Would love any advice that people are willing to give!

Best Answer

This seems rather confused. It isn't clear what you are trying to do, or what the trouble is. Part of the problem is that your example is messed up and doesn't yield the results you report:

control <- c(0, 0, 15, 0, 25, 0, 17, 0, 0, 12, 0)
test    <- c(0, 0,  0, 0, 30, 0, 19, 0, 0, 20, 0)
summary(control)
#   Min. 1st Qu.  Median    Mean 3rd Qu.    Max. 
#  0.000   0.000   0.000   6.273  13.500  25.000 
summary(test)
#   Min. 1st Qu.  Median    Mean 3rd Qu.    Max. 
#  0.000   0.000   0.000   6.273   9.500  30.000 

aggregate(rank(values)~ind, stack(list(test=test, control=control)), sum)
#       ind rank(values)
# 1 control          128
# 2    test          125

From the above, we can see that your example data have the same mean and median in both groups, and that the rank sum is lower for the test group. If I run Mann-Whitney U-tests on these data with your code, I don't get your results:

wilcox.test(test, control, paired=FALSE)
#         Wilcoxon rank sum test with continuity correction
# 
# data:  test and control
# W = 59, p-value = 0.9367
# alternative hypothesis: true location shift is not equal to 0
wilcox.test(test, control, paired=FALSE, alternative='greater')
#         Wilcoxon rank sum test with continuity correction
# 
# data:  test and control
# W = 59, p-value = 0.5631
# alternative hypothesis: true location shift is greater than 0

  1. Moving away from your example, we can ask: What does the Mann-Whitney U-test test?

    The Mann-Whitney tests if one sample is stochastically greater than the other. Imagine your numbers were written on individual raffle tickets and placed in two fishbowls. You will draw one ticket at random from each group. You are testing if it is more likely that one ticket will have a higher number than the other ticket. Note that there are 121 possible pairs of tickets you could draw. Here are the numbers of possible pairings that are greater than, less than, or equal:

    sum(outer(test, control, FUN=">"))   # [1]  31
    sum(outer(test, control, FUN="<"))   # [1]  34
    sum(outer(test, control, FUN="=="))  # [1]  56
    length(test)*length(control)         # [1] 121
    

    These are pretty balanced (as you would expect from the output at the top) so we shouldn't expect a significant result, but there are fewer possibilities where test is greater than control.

  2. Should you use a Mann-Whitney U-test since your data include lots of $0$s?

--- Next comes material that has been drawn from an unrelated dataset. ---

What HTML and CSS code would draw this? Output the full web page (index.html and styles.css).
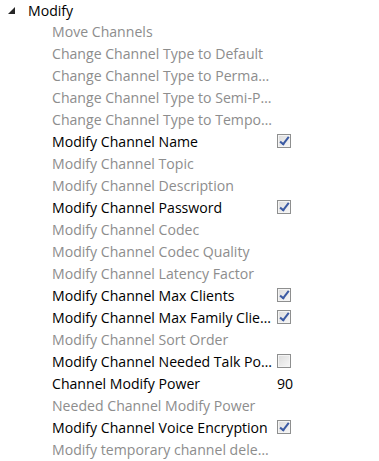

    The naive, stats 101, scheme is that you should use a t-test to compare two groups unless the data are not normal. If you had enough data, you could probably still use a t-test, despite the non-normality, but what constitutes 'enough' is generally ambiguous. (In your case, it's clear that your data are too non-normal / you have nowhere near 'enough' data to ignore that.) People believe that the Mann-Whitney U-test is a test for differences of means (or maybe medians) with non-normal data, but it's not true.

    The t-test and the Mann-Whitney U-test are testing different null hypotheses. The t-test tests if the samples are drawn from populations with the same mean. The Mann-Whitney U-test checks if one is stochastically greater (as just discussed). You need to use a test that assesses what you are trying to figure out.

  3. What should your null hypothesis be?

    That's really up to you. That is a theoretical decision that precedes data analysis (and hopefully study design).

    If your data represent profits from customers, one thing to consider is how many customers you are likely to have. If you will only get one, you might want to determine if one method will likely yield a more profitable customer. On the other hand, it can easily be that the group that is stochastically greater has a lower mean, and if so, with enough customers you would eventually yield greater profits by serving the group with the higher mean (provided you can stay in business long enough):

    enter image description here

  4. How would you test if the means differ?

    You can empirically estimate the sampling distribution by bootstrapping when you cannot assume normality:

    set.seed(997)  # this makes the example exactly reproducible
    B      = 10000
    t.stat = vector(length=B)
    for(i in 1:B){
      bt = sample(test,    size=length(test),    replace=TRUE)
      bc = sample(control, size=length(control), replace=TRUE)
      t.stat[i] = t.test(bt, bc)$statistic
    }
    mean(t.stat>0)    # [2] 0.490047
    2*mean(t.stat>0)  # [2] 0.980094
    

Your p-value is $0.98$, which isn't surprising since your means are identical.